Por otro lado, en las relaciones de violencia se despliegan una serie de mecanismos psicológicos destinados a lograr el aislamiento de la víctima, así como una dependencia emocional respecto al agresor. Estas herramientas guardan similitud con las conocidas como técnicas de persuasión coercitiva, desplegadas por las sectas en sus procesos de captación. Así, se persigue la pérdida de autonomía y la dependencia de la víctima mediante el distanciamiento de su entorno social.
La pareja se convierte en el único “apoyo” de la mujer y pierde la posibilidad de recibir ayuda del exterior. Además, los vínculos sociales ayudan a prevenir la violencia. Por ello, la falta de apoyo social y familiar favorece la cronificación de la violencia. El aislamiento es un factor de continuidad en la relación, pues no se percibe otra alternativa.

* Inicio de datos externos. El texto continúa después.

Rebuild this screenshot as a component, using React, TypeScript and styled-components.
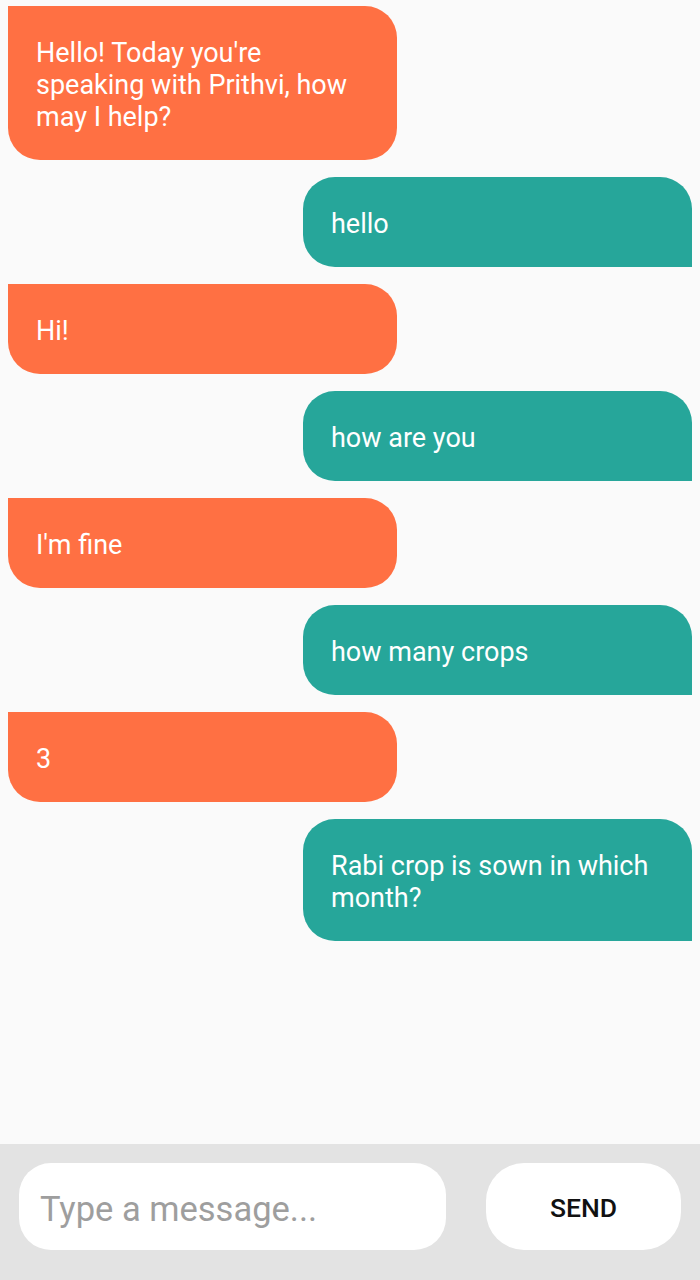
import React from "react";
import styled, { createGlobalStyle } from "styled-components";

const Global = createGlobalStyle`
  html, body { margin: 0; padding: 0; }
  body { background: #fafafa; font-family: Roboto, "Noto Sans", sans-serif; }
  * { box-sizing: border-box; }
`;

const Page = styled.div`
  display: flex;
  flex-direction: column;
  height: 1280px;
  background: #fafafa;
`;

const List = styled.div`
  flex: 1;
  display: flex;
  flex-direction: column;
  gap: 17px;
  padding: 6px 8px 0 8px;
`;

const Bubble = styled.div<{ $mine: boolean }>`
  width: 389px;
  align-self: ${(p) => (p.$mine ? "flex-end" : "flex-start")};
  background: ${(p) => (p.$mine ? "#26a69a" : "#ff7043")};
  color: #ffffff;
  font-family: Roboto, sans-serif;
  font-size: 27px;
  line-height: 32px;
  padding: 31px 28px 27px 28px;
  border-radius: ${(p) => (p.$mine ? "32px 32px 0 32px" : "0 32px 32px 32px")};
`;

const Bar = styled.div`
  height: 136px;
  background: #e3e3e3;
  display: flex;
  align-items: flex-start;
  padding: 19px 19px 0 19px;
  gap: 40px;
`;

const Input = styled.input`
  width: 427px;
  height: 87px;
  border: none;
  outline: none;
  border-radius: 32px;
  background: #ffffff;
  padding: 4px 0 0 21px;
  font-family: Roboto, sans-serif;
  font-size: 34.5px;
  color: #333;
  &::placeholder { color: #9e9e9e; }
`;

const SendButton = styled.button`
  width: 195px;
  height: 87px;
  border: none;
  border-radius: 38px;
  background: #ffffff;
  font-family: Roboto, sans-serif;
  font-weight: 500;
  font-size: 26.5px;
  color: #111111;
  padding: 2px 0 0 0;
`;

const messages: { text: string; mine: boolean }[] = [
  { text: "Hello! Today you're speaking with Prithvi, how may I help?", mine: false },
  { text: "hello", mine: true },
  { text: "Hi!", mine: false },
  { text: "how are you", mine: true },
  { text: "I'm fine", mine: false },
  { text: "how many crops", mine: true },
  { text: "3", mine: false },
  { text: "Rabi crop is sown in which month?", mine: true },
];

export default function App() {
  return (
    <>
      <Global />
      <Page>
        <List>
          {messages.map((m, i) => (
            <Bubble key={i} $mine={m.mine}>
              {m.text}
            </Bubble>
          ))}
        </List>
        <Bar>
          <Input placeholder="Type a message..." />
          <SendButton>SEND</SendButton>
        </Bar>
      </Page>
    </>
  );
}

También es importante mencionar aquí la feminización de la pobreza. La brecha en el acceso a la educación y al mercado laboral de las mujeres supone un porcentaje mayor de pobreza en estas respecto a varones. Esta precariedad estructural genera dependencia económica que, como la emocional, dificulta la salida de la relación violenta.
El ciclo de la violencia
En 1979, la psicóloga estadounidense Leonore Walker pone nombre a lo que viven las mujeres violentadas en la pareja: ciclo de la violencia.
Este consta de tres fases que comienzan después de un periodo de calma:
Acumulación de la tensión. Comienza a haber conflictos y los grados de agresividad y hostilidad del hombre van en aumento.
Explosión. Se refiere al momento de la agresión, de cualquier intensidad. La mujer siente confusión, miedo e incluso culpabilidad.
Luna de miel. El agresor se “arrepiente” de lo ocurrido, promete que no volverá a ocurrir y manipula a la víctima para que no deje la relación. Aquí hay muestras exacerbadas de afecto que ligan emocionalmente a la mujer a su agresor.
Después de esta fase comienza la acumulación de la tensión, y con ella el inicio del ciclo. En cada vuelta, el periodo temporal entre fases se va reduciendo hasta el momento en que desaparece la fase de luna de miel. Así, la dinámica de la pareja estará centrada en la tensión y posterior estallido violento.
Como podemos imaginar, esto tiene graves consecuencias físicas, psicológicas y morales sobre la mujer, pudiendo llegar incluso al asesinato.